_Work to be completed_. Omit every image, and transcribe the remaining entries exactly as given.

_The data_.
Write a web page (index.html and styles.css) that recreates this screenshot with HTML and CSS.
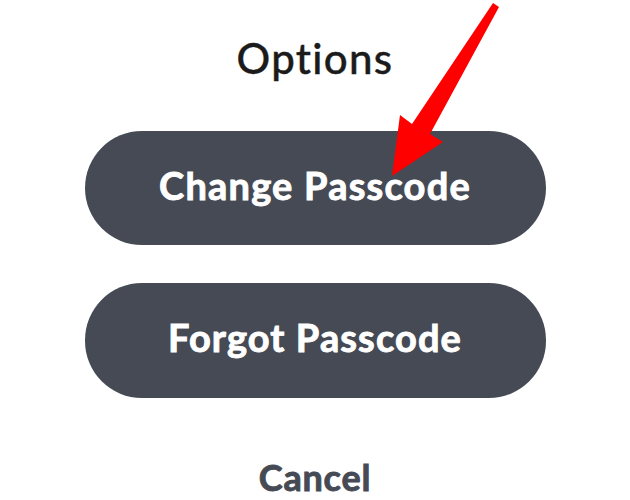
FILE: index.html
```html
<!DOCTYPE html>
<html>
<head>
<meta charset="utf-8">
<link rel="stylesheet" href="styles.css">
</head>
<body>
<div class="sheet">
  <h1 class="title">Options</h1>
  <div class="btn">Change Passcode</div>
  <div class="btn second">Forgot Passcode</div>
  <div class="cancel">Cancel</div>
  <svg class="arrow" width="630" height="200" viewBox="0 0 630 200">
    <polygon fill="#ff0000" points="493,3 499,7 430,134 443,142 392,176 400,115 412,124"/>
  </svg>
</div>
</body>
</html>
```
FILE: styles.css
```css
html, body {
  margin: 0;
  padding: 0;
  background: #ffffff;
}
.sheet {
  position: relative;
  width: 630px;
  height: 500px;
  overflow: hidden;
  display: flex;
  flex-direction: column;
  align-items: center;
  font-family: Lato, "Noto Sans", sans-serif;
}
.title {
  margin: 37px 0 0 0;
  font-size: 42px;
  line-height: 42px;
  font-weight: 500;
  color: #1b1b1b;
  letter-spacing: 1.3px;
  -webkit-text-stroke: 0.4px #1b1b1b;
}
.btn {
  box-sizing: border-box;
  margin-top: 52px;
  width: 461px;
  height: 114px;
  padding-bottom: 7px;
  border-radius: 57px;
  background: #454a54;
  color: #ffffff;
  font-size: 38px;
  font-weight: 700;
  letter-spacing: 1.2px;
  -webkit-text-stroke: 0.9px #ffffff;
  display: flex;
  align-items: center;
  justify-content: center;
}
.btn.second {
  margin-top: 38px;
  height: 115px;
  letter-spacing: 1.1px;
}
.cancel {
  margin-top: 61px;
  font-size: 36px;
  line-height: 36px;
  font-weight: 700;
  letter-spacing: 0.8px;
  color: #454a54;
  -webkit-text-stroke: 0.9px #454a54;
}
.arrow {
  position: absolute;
  left: 0;
  top: 0;
}
```
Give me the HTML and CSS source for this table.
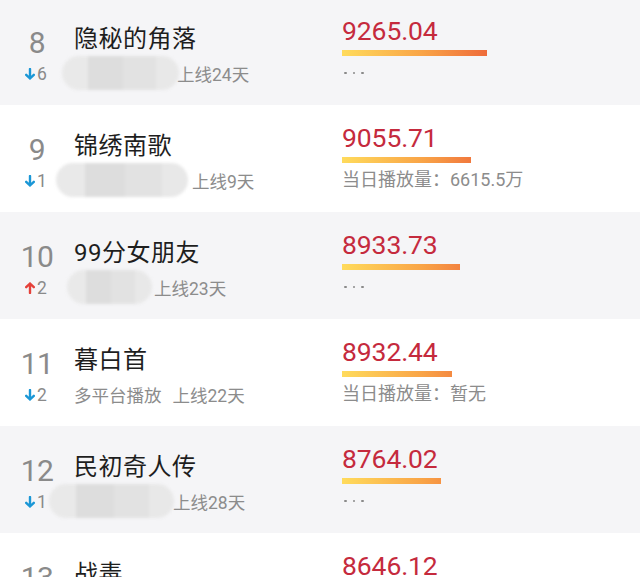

_Solution to this task_.
Write a web page (index.html and styles.css) that recreates this screenshot with HTML and CSS.
FILE: index.html
```html
<!DOCTYPE html>
<html>
<head>
<meta charset="utf-8">
<link rel="stylesheet" href="styles.css">
</head>
<body>
<div class="sheet">
  <h1 class="title">Options</h1>
  <div class="btn">Change Passcode</div>
  <div class="btn second">Forgot Passcode</div>
  <div class="cancel">Cancel</div>
  <svg class="arrow" width="630" height="200" viewBox="0 0 630 200">
    <polygon fill="#ff0000" points="493,3 499,7 430,134 443,142 392,176 400,115 412,124"/>
  </svg>
</div>
</body>
</html>
```
FILE: styles.css
```css
html, body {
  margin: 0;
  padding: 0;
  background: #ffffff;
}
.sheet {
  position: relative;
  width: 630px;
  height: 500px;
  overflow: hidden;
  display: flex;
  flex-direction: column;
  align-items: center;
  font-family: Lato, "Noto Sans", sans-serif;
}
.title {
  margin: 37px 0 0 0;
  font-size: 42px;
  line-height: 42px;
  font-weight: 500;
  color: #1b1b1b;
  letter-spacing: 1.3px;
  -webkit-text-stroke: 0.4px #1b1b1b;
}
.btn {
  box-sizing: border-box;
  margin-top: 52px;
  width: 461px;
  height: 114px;
  padding-bottom: 7px;
  border-radius: 57px;
  background: #454a54;
  color: #ffffff;
  font-size: 38px;
  font-weight: 700;
  letter-spacing: 1.2px;
  -webkit-text-stroke: 0.9px #ffffff;
  display: flex;
  align-items: center;
  justify-content: center;
}
.btn.second {
  margin-top: 38px;
  height: 115px;
  letter-spacing: 1.1px;
}
.cancel {
  margin-top: 61px;
  font-size: 36px;
  line-height: 36px;
  font-weight: 700;
  letter-spacing: 0.8px;
  color: #454a54;
  -webkit-text-stroke: 0.9px #454a54;
}
.arrow {
  position: absolute;
  left: 0;
  top: 0;
}
```
Give me the HTML and CSS source for this table.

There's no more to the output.